München
Schnelle Hilfe in seelischer Not

Bezirk Oberbayern gibt grünes Licht für psychiatrischen Krisendienst

26.06.2015 | Stand 02.12.2020, 21:08 Uhr

München (DK) Es ist ein Meilenstein in der Versorgung von Menschen in akuten seelischen Notlagen: Der Bezirk Oberbayern baut ab Juli schrittweise einen psychiatrischen Krisendienst auf. Ganz vorne dabei Ingolstadt und die Region 10. Im Endausbau liegen die Kosten bei 7,3 Millionen Euro.

Der Sozial- und Gesundheitsausschuss des oberbayerischen Bezirkstags hat den stufenweisen Aufbau eines Krisendienstes für psychiatrische Notfälle in ganz Oberbayern beschlossen. Der Startschuss wird im Landkreis München fallen – gefolgt von der Region 10, weil dort die Vorbereitungen am weitesten gediehen sind. „Der Krisendienst ist für mich ein Herzensanliegen“, sagt Bezirkstagspräsident Josef Mederer. „Endlich können Menschen in akuten seelischen Krisen wohnortnah und rasch einen Hilferuf absetzen, ohne dass sie fürchten müssen, mit dem Notarzt auch die Polizei im Haus zu haben.“

Und die kommt oft auch noch mit Sirene und Blaulicht. Solche leidvollen Erfahrungen kennt Eva Straub vom Verein Angehöriger psychisch kranker Menschen nur zu gut. Als sie die Nachricht vom Bezirk erhielt, konnte sie es zunächst gar nicht fassen: Seit 25 Jahren nun schon kämpft sie als betroffene Mutter für eine schnelle, wohnortnahe Hilfe bei akuten Notfällen.
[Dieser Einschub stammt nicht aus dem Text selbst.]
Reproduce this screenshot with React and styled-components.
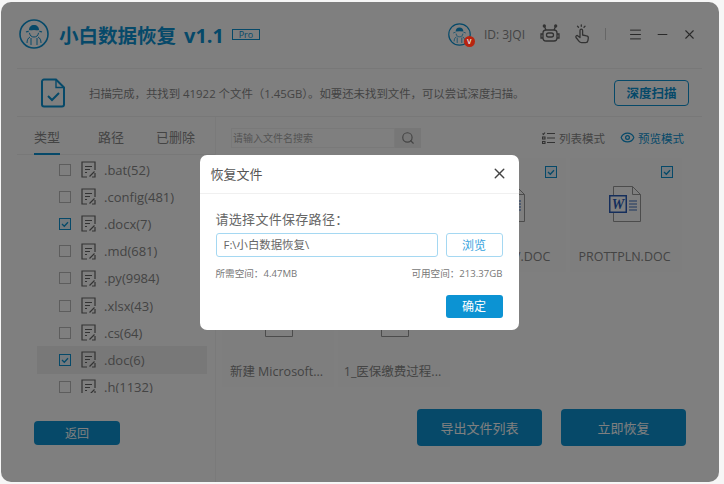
import React from "react";
import styled, { createGlobalStyle } from "styled-components";
import { Menu, Minus, X, Eye, Search } from "lucide-react";

const BLUE = "#0c93d3";
const FONT = `"Open Sans", "Noto Sans CJK SC", sans-serif`;

const GlobalStyle = createGlobalStyle`
  html, body {
    margin: 0;
    background: #f6f6f6;
    font-family: ${FONT};
  }
  * { box-sizing: border-box; }
`;

const Page = styled.div`
  width: 724px;
  height: 484px;
  padding: 2px 0 0 1px;
  overflow: hidden;
`;

const Window = styled.div`
  position: relative;
  width: 718px;
  height: 480px;
  padding: 0 17px 0 16px;
  background: #fff;
  border-radius: 10px;
  overflow: hidden;
`;

const Header = styled.header`
  display: flex;
  align-items: center;
  height: 67px;
  padding: 0 5px 2px 2px;
  border-bottom: 1px solid #f0f0f0;
`;

const Title = styled.h1`
  margin: 0 0 0 10px;
  font-size: 19.5px;
  font-weight: 700;
  color: ${BLUE};
  white-space: nowrap;
`;

const Version = styled.span`
  margin-left: 8px;
  font-size: 20px;
`;

const ProBadge = styled.span`
  margin-left: 8px;
  width: 28px;
  height: 11px;
  border: 1px solid ${BLUE};
  color: ${BLUE};
  font-size: 9px;
  line-height: 9px;
  text-align: center;
`;

const HeaderRight = styled.div`
  display: flex;
  align-items: center;
  margin-left: auto;
  color: #555;
`;

const Avatar = styled.div`
  position: relative;
  width: 23px;
  height: 23px;
`;

const AvatarBadge = styled.span`
  position: absolute;
  right: -4px;
  bottom: -1px;
  z-index: 2;
  width: 11px;
  height: 11px;
  border-radius: 50%;
  background: #b8240f;
  color: #ddd;
  font-size: 7px;
  font-weight: 700;
  line-height: 11px;
  text-align: center;
`;

const UserId = styled.span`
  margin: 0 15px 0 13px;
  font-size: 12px;
  color: #888;
`;

const HeaderDivider = styled.span`
  width: 1px;
  height: 12px;
  margin: 0 22px 0 15px;
  background: #ccc;
`;

const ScanRow = styled.div`
  display: flex;
  align-items: center;
  height: 48px;
  padding: 0 13px 0 24px;
  border-bottom: 1px solid #f0f0f0;
`;

const ScanText = styled.span`
  margin-left: 24px;
  font-size: 11.4px;
  color: #888;
  white-space: nowrap;
`;

const DeepScan = styled.button`
  width: 75px;
  height: 26px;
  margin-left: auto;
  padding: 0;
  border: 1px solid ${BLUE};
  border-radius: 4px;
  background: #fff;
  color: ${BLUE};
  font: 700 12.5px ${FONT};
`;

const Body = styled.div`
  display: flex;
  height: 365px;
`;

const Sidebar = styled.aside`
  width: 199px;
  flex: none;
  border-right: 1px solid #f4f4f4;
`;

const Tabs = styled.div`
  display: grid;
  grid-template-columns: 64px 58px auto;
  justify-items: start;
  height: 38px;
  padding-left: 17px;
  border-bottom: 1px solid #f0f0f0;
`;

const Tab = styled.div`
  height: 38px;
  padding-top: 10px;
  font-size: 13px;
  line-height: 20px;
  color: #888;
  border-bottom: 2px solid ${(p) => (p.$active ? BLUE : "transparent")};
`;

const FileList = styled.div`
  height: 237px;
  margin-top: 1px;
  overflow: hidden;
`;

const FileRow = styled.div`
  display: flex;
  align-items: center;
  height: 27.2px;
  margin-left: 20px;
  width: 170px;
  padding-left: 22px;
  background: ${(p) => (p.$selected ? "#f1f1f1" : "transparent")};
`;

const Check = styled.span`
  display: flex;
  align-items: center;
  justify-content: center;
  width: 12px;
  height: 12px;
  flex: none;
  border: 1px solid ${(p) => (p.$on ? BLUE : "#bbb")};
  background: ${(p) => (p.$on ? "#e8f5fc" : "#fff")};
`;

const RowName = styled.span`
  margin-left: 8px;
  font-size: 13px;
  line-height: 12px;
  color: #888;
  white-space: nowrap;
`;

const BackButton = styled.button`
  display: block;
  width: 86px;
  height: 24px;
  margin: 28px 0 0 17px;
  padding: 0;
  border: none;
  border-radius: 4px;
  background: ${BLUE};
  color: #fff;
  font: 12px ${FONT};
`;

const Main = styled.main`
  flex: 1;
  min-width: 0;
`;

const Toolbar = styled.div`
  display: flex;
  align-items: center;
  height: 41px;
  padding: 0 18px 0 15px;
`;

const SearchBox = styled.div`
  display: flex;
  width: 190px;
  height: 20px;
`;

const SearchInput = styled.div`
  flex: 1;
  padding-left: 1px;
  border: 1px solid #f2f2f2;
  font-size: 10px;
  line-height: 18px;
  color: #aaa;
`;

const SearchButton = styled.div`
  display: flex;
  align-items: center;
  justify-content: center;
  width: 26px;
  background: #eee;
  color: #888;
`;

const ModeGroup = styled.div`
  display: flex;
  align-items: center;
  gap: 15px;
  margin-left: auto;
`;

const Mode = styled.span`
  display: flex;
  align-items: center;
  gap: 3px;
  font-size: 11.5px;
  color: ${(p) => (p.$active ? BLUE : "#888")};
`;

const Grid = styled.div`
  display: grid;
  grid-template-columns: repeat(4, 112px);
  grid-auto-rows: 114px;
  gap: 1px 4px;
  padding-left: 6px;
`;

const Card = styled.div`
  position: relative;
  display: flex;
  flex-direction: column;
  align-items: center;
  padding-top: 28px;
  background: #fdfdfd;
`;

const CardCheck = styled(Check)`
  position: absolute;
  top: 8px;
  right: 9px;
`;

const CardName = styled.span`
  margin: 26px 3px 0 0;
  font-size: 12.5px;
  line-height: 18px;
  color: #888;
  white-space: nowrap;
`;

const Actions = styled.div`
  display: flex;
  justify-content: flex-end;
  gap: 19px;
  margin-top: 22px;
  padding-right: 16px;
`;

const ActionButton = styled.button`
  width: 125px;
  height: 37px;
  padding: 0;
  border: none;
  border-radius: 4px;
  background: ${BLUE};
  color: #fff;
  font: 13px ${FONT};
`;

const Overlay = styled.div`
  position: absolute;
  inset: 0;
  display: flex;
  align-items: center;
  justify-content: center;
  padding-right: 2px;
  background: rgba(0, 0, 0, 0.5);
`;

const Dialog = styled.div`
  width: 319px;
  height: 175px;
  background: #fff;
  border-radius: 7px;
  overflow: hidden;
`;

const DialogHead = styled.div`
  display: flex;
  align-items: center;
  justify-content: space-between;
  height: 39px;
  padding: 0 11px;
  border-bottom: 1px solid #f0f0f0;
  font-size: 13px;
  color: #555;
`;

const DialogBody = styled.div`
  padding: 16px 16px 0;
`;

const FieldLabel = styled.div`
  font-size: 13px;
  letter-spacing: 0.3px;
  line-height: 18px;
  color: #666;
`;

const PathRow = styled.div`
  display: flex;
  gap: 8px;
  margin-top: 5px;
`;

const PathInput = styled.div`
  flex: 1;
  height: 24px;
  padding-left: 7px;
  border: 1px solid #a5d8f2;
  border-radius: 3px;
  font-size: 11.4px;
  line-height: 22px;
  color: #666;
`;

const BrowseButton = styled.button`
  width: 57px;
  height: 24px;
  padding: 0;
  border: 1px solid #a5d8f2;
  border-radius: 3px;
  background: #fff;
  color: #35a3de;
  font: 12px ${FONT};
`;

const SpaceRow = styled.div`
  display: flex;
  justify-content: space-between;
  margin-top: 10px;
  font-size: 9.6px;
  line-height: 14px;
  color: #777;
`;

const ConfirmRow = styled.div`
  display: flex;
  justify-content: flex-end;
  margin-top: 14px;
`;

const ConfirmButton = styled.button`
  width: 57px;
  height: 23px;
  padding: 0;
  border: none;
  border-radius: 3px;
  background: ${BLUE};
  color: #fff;
  font: 12px ${FONT};
`;

function Logo({ size = 30 }) {
  return (
    <svg width={size} height={size} viewBox="0 0 30 30" fill="none" style={{ flex: "none" }}>
      <circle cx="15" cy="15" r="14" stroke={BLUE} strokeWidth="1.6" />
      <path d="M7 13c2-1 3-1 4 0M23 13c-2-1-3-1-4 0" stroke={BLUE} strokeWidth="1.2" />
      <path d="M10 11c0-3 2-5 5-5s5 2 5 5c-3 1.6-7 1.6-10 0z" fill={BLUE} />
      <ellipse cx="15" cy="12.5" rx="5.5" ry="1.6" fill="#fff" />
      <path d="M10.5 14c.5 3 2.300 4 4.500 4s4-1 4.500-4" stroke={BLUE} strokeWidth="1" />
      <path d="M11 18c-2 1-3 3-3 6M19 18c2 1 3 3 3 6M12 19v7M18 19v7" stroke={BLUE} strokeWidth="1" />
    </svg>
  );
}

function RobotIcon() {
  return (
    <svg width="20" height="20" viewBox="0 0 20 20" fill="none" stroke="#666" strokeWidth="1.3">
      <rect x="3" y="6" width="14" height="11" rx="3" />
      <rect x="6.500" y="9" width="7" height="4" rx="2" />
      <path d="M6 6L4.500 2.500M14 6l1.500-3.500M3 10H1v4h2M17 10h2v4h-2" />
      <circle cx="4.300" cy="2" r="1" fill="#666" />
      <circle cx="15.700" cy="2" r="1" fill="#666" />
    </svg>
  );
}

function TapIcon() {
  return (
    <svg width="16" height="20" viewBox="0 0 16 20" fill="none" stroke="#666" strokeWidth="1.3" strokeLinejoin="round" strokeLinecap="round" style={{ marginLeft: 14 }}>
      <path d="M6 13.500V6.500a1.300 1.300 0 0 1 2.600 0V11l4 .8a2 2 0 0 1 1.700 2.200l-.4 2.600a2.300 2.300 0 0 1-2.300 2H7.500a3 3 0 0 1-2.400-1.200L2 13.500a1.300 1.300 0 0 1 2-1.600z" />
      <path d="M7.300 .8v1.500M3.500 2.200l1 1M11 2.200l-1 1" />
    </svg>
  );
}

function ScanFileIcon() {
  return (
    <svg width="24" height="30" viewBox="0 0 24 30" fill="none" stroke={BLUE} strokeWidth="2">
      <path d="M15 1.500H3a2 2 0 0 0-2 2v23a2 2 0 0 0 2 2h18a2 2 0 0 0 2-2V9.500z" />
      <path d="M15 1.500v8h8" strokeWidth="1.400" />
      <path d="M7 18l4 4 7-7" />
    </svg>
  );
}

function DocEditIcon() {
  return (
    <svg width="15" height="17" viewBox="0 0 15 17" fill="none" stroke="#666" strokeWidth="1.2" style={{ marginLeft: 10, flex: "none" }}>
      <path d="M6 16H1V1h13v8" />
      <path d="M4 5.500h7M4 8.500h5M4 11.500h2" />
      <path d="M8.500 15.500l5-5M14 12v4h-3" />
    </svg>
  );
}

function ListModeIcon() {
  return (
    <svg width="13" height="12" viewBox="0 0 13 12" fill="none" stroke="#666" strokeWidth="1.100" style={{ marginRight: 1 }}>
      <path d="M5 1.500h8M5 6h8M5 10.500h8" />
      <path d="M.5 1.500l1 1 1.500-2" />
      <rect x=".5" y="5" width="2.500" height="2" />
      <rect x=".5" y="9.500" width="2.500" height="2" />
    </svg>
  );
}

function CheckMark() {
  return (
    <svg width="10" height="10" viewBox="0 0 10 10" fill="none" stroke={BLUE} strokeWidth="1.300">
      <path d="M2 5l2.300 2.200L8 3.200" />
    </svg>
  );
}

function WordIcon() {
  return (
    <svg width="32" height="36" viewBox="0 0 32 36" fill="none" style={{ marginLeft: -3, flex: "none" }}>
      <path d="M4.500 .5h19l8 8v27h-27z" fill="#fff" stroke="#999" />
      <path d="M23.500 .5v8h8" stroke="#999" />
      <path d="M20 15h8M20 18h8M20 21h8M20 24h8" stroke="#3a6fc0" />
      <rect x="0" y="9" width="18" height="18" fill="#2a5cb8" />
      <rect x="1.500" y="10.500" width="15" height="15" fill="#fff" />
      <text x="9" y="23" fill="#2a5cb8" fontFamily="Liberation Serif, serif" fontSize="14" fontWeight="700" fontStyle="italic" textAnchor="middle">W</text>
    </svg>
  );
}

const FILE_TYPES = [
  { name: ".bat(52)" },
  { name: ".config(481)" },
  { name: ".docx(7)", on: true },
  { name: ".md(681)" },
  { name: ".py(9984)" },
  { name: ".xlsx(43)" },
  { name: ".cs(64)" },
  { name: ".doc(6)", on: true, selected: true },
  { name: ".h(1132)" },
];

const FILES = [
  { name: "PROTOCOL.DOC" },
  { name: "PROTDATA.DOC" },
  { name: "PROTREV.DOC" },
  { name: "PROTTPLN.DOC" },
  { name: "新建 Microsoft..." },
  { name: "1_医保缴费过程..." },
];

export default function App() {
  return (
    <Page>
      <GlobalStyle />
      <Window>
        <Header>
          <Logo />
          <Title>
            小白数据恢复<Version>v1.1</Version>
          </Title>
          <ProBadge>Pro</ProBadge>
          <HeaderRight>
            <Avatar>
              <Logo size={23} />
              <AvatarBadge>V</AvatarBadge>
            </Avatar>
            <UserId>ID: 3JQI</UserId>
            <RobotIcon />
            <TapIcon />
            <HeaderDivider />
            <Menu size={15} strokeWidth={1.6} />
            <Minus size={15} strokeWidth={1.8} style={{ marginLeft: 12 }} />
            <X size={15} strokeWidth={1.8} style={{ marginLeft: 12 }} />
          </HeaderRight>
        </Header>

        <ScanRow>
          <ScanFileIcon />
          <ScanText>扫描完成，共找到 41922 个文件（1.45GB）。如要还未找到文件，可以尝试深度扫描。</ScanText>
          <DeepScan>深度扫描</DeepScan>
        </ScanRow>

        <Body>
          <Sidebar>
            <Tabs>
              <Tab $active>类型</Tab>
              <Tab>路径</Tab>
              <Tab>已删除</Tab>
            </Tabs>
            <FileList>
              {FILE_TYPES.map((t) => (
                <FileRow key={t.name} $selected={t.selected}>
                  <Check $on={t.on}>{t.on && <CheckMark />}</Check>
                  <DocEditIcon />
                  <RowName>{t.name}</RowName>
                </FileRow>
              ))}
            </FileList>
            <BackButton>返回</BackButton>
          </Sidebar>

          <Main>
            <Toolbar>
              <SearchBox>
                <SearchInput>请输入文件名搜索</SearchInput>
                <SearchButton>
                  <Search size={14} />
                </SearchButton>
              </SearchBox>
              <ModeGroup>
                <Mode>
                  <ListModeIcon />
                  列表模式
                </Mode>
                <Mode $active>
                  <Eye size={15} />
                  预览模式
                </Mode>
              </ModeGroup>
            </Toolbar>
            <Grid>
              {FILES.map((f) => (
                <Card key={f.name}>
                  <CardCheck $on>
                    <CheckMark />
                  </CardCheck>
                  <WordIcon />
                  <CardName>{f.name}</CardName>
                </Card>
              ))}
            </Grid>
            <Actions>
              <ActionButton>导出文件列表</ActionButton>
              <ActionButton>立即恢复</ActionButton>
            </Actions>
          </Main>
        </Body>

        <Overlay>
          <Dialog>
            <DialogHead>
              恢复文件
              <X size={17} color="#444" strokeWidth={2} />
            </DialogHead>
            <DialogBody>
              <FieldLabel>请选择文件保存路径：</FieldLabel>
              <PathRow>
                <PathInput>F:\小白数据恢复\</PathInput>
                <BrowseButton>浏览</BrowseButton>
              </PathRow>
              <SpaceRow>
                <span>所需空间：4.47MB</span>
                <span>可用空间：213.37GB</span>
              </SpaceRow>
              <ConfirmRow>
                <ConfirmButton>确定</ConfirmButton>
              </ConfirmRow>
            </DialogBody>
          </Dialog>
        </Overlay>
      </Window>
    </Page>
  );
}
Auf allen Ebenen, denn sie ist Vorsitzende des Ingolstädter Vereins und auch Landesvorsitzende: „Dass jetzt etwas passiert, ist eine Verbesserung, die den Menschen hautnah zugutekommt. Und ein Beispiel, dass die Regierung Hilfe und Menschlichkeit vor die Finanzen stellt. Für mich ist das wie ein kleines Wunder.“

In Ingolstadt gibt es seit schon über 20 Jahren einen Arbeitskreis, der beharrlich den Aufbau eines Krisendienstes in der Region vorantrieb. „Der Bezirk lehnte unseren Antrag aber ab, denn es sollte ein Hilfsangebot für ganz Oberbayern auf den Weg gebracht werden“, sagt Stefan Preindl von der Beratungsstelle für psychische Gesundheit der Caritas Ingolstadt.

Nun beginnt endlich der Aufbau der Hilfsstrukturen: Die persönliche Krisenintervention in der Region 10 sollen laut Preindl die sozialpsychiatrischen Dienste der Caritasverbände übernehmen: Je nach Bedarf sind kurzfristige ambulante Beratungstermine, Kriseneinsätze vor Ort oder stationäre Klinikeinweisungen möglich. Insgesamt werden zehn neue Stellen geschaffen, zuerst wird ein Gebietskoordinator gesucht. Preindl: „Ich schätze, dass es 2016 losgehen kann.“

Das Hilfsangebot des Bezirks wird zunächst über fünf Jahre in der Praxis erprobt. Die geschätzten Kosten im Endausbau liegen bei zirka 7,3 Millionen Euro pro Jahr. „Das Projekt ist für uns ein gewaltiger Brocken, da wir es zurzeit noch alleine schultern müssen“, bedauert Bezirkstagspräsident Mederer. „Leider beteiligen sich die Krankenkassen nicht, wir haben wirklich alles versucht, aber es war nichts zu machen.“

Die Leitstelle wird beim bereits bestehenden Krisendienst München angesiedelt: Dort gehen künftig alle telefonischen Hilferufe ein. Die Stelle wird unter ärztlicher Führung mit speziell geschulten Fachkräften besetzt und übernimmt die Erstberatung. Außerdem koordiniert sie die Hilfen. An den Krisendienst können sich Hilfesuchende ab 16 Jahren aus Oberbayern in seelischen Krisen wenden, ebenso deren Angehörige, Betreuer und sonstige beteiligte Dritte im sozialen Umfeld. Auch Experten aus Medizin und Fachstellen finden dort ein offenes Ohr.

Allein aus dem Großraum der Landeshauptstadt gehen beim Krisendienst Psychiatrie München derzeit jährlich 15 000 Anrufe ein. Das Zentrum für psychische Gesundheit am Klinikum Ingolstadt hat auch ein Krisentelefon mit der Nummer (08 00) 8 41 84 18. Es bietet anonyme Hilfe in psychischen und sozialen Notlagen.